8. Agency Evaluation: For internships completed during the fall or spring semesters, a month before the internship is to end, remind the agency supervisor of the Agency Evaluation Form. Ask your agency supervisor to send the completed sheet to the Director of Undergraduate Studies before the last week of class. For summer internships, the Agency Evaluation Form should be completed and sent during the last week of the internship.
1. No credit is given for internships in progress or completed before a contract is signed. The contract must be signed by all parties before the first day of your internship. Students will not be allowed to enroll in internship hours after the first week of classes.
2. Under normal circumstances, you can only get 3 hours of credit for Anthropology 393, and you may only do one such internship.
3. Find an internship and faculty supervisor early – before or during preregistration. If you wait longer than this, your chances of getting either are greatly diminished. You are not guaranteed a faculty supervisor just because you have located an acceptable internship.

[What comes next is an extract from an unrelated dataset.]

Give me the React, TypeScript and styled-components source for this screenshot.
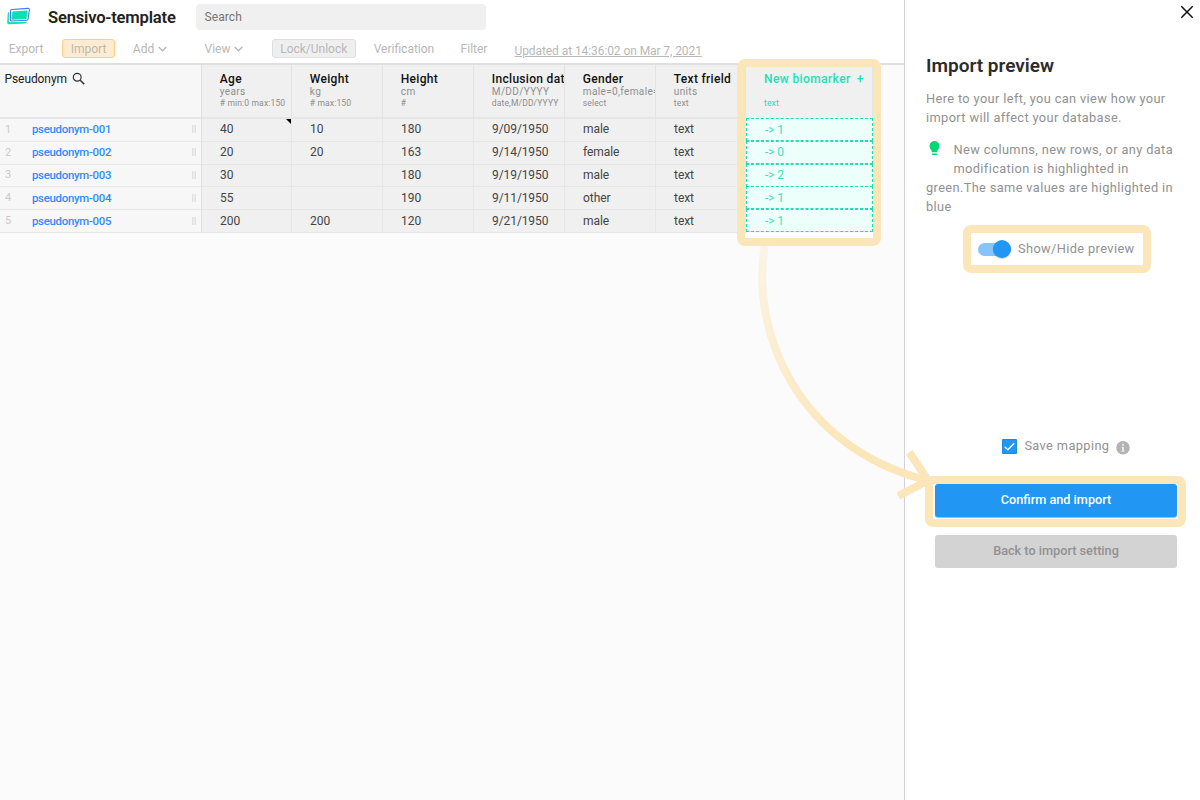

4. Internships do not automatically qualify for academic credit; the internship must have a hands-on work component and be meaningfully related to the study of anthropology, as determined by your faculty advisor.
5. It is your responsibility to meet all of the deadlines and the other internship contract provisions in order to receive credit.
6. If you have any problems at the internship, it is your responsibility to speak with your faculty supervisor immediately. By way of example, if you begin an internship and you find that the activities, duties or supervision are not what you expected, contact your faculty supervisor at once.
7. At the beginning of the internship, you should discuss with your faculty supervisor the criteria which will determine your grade.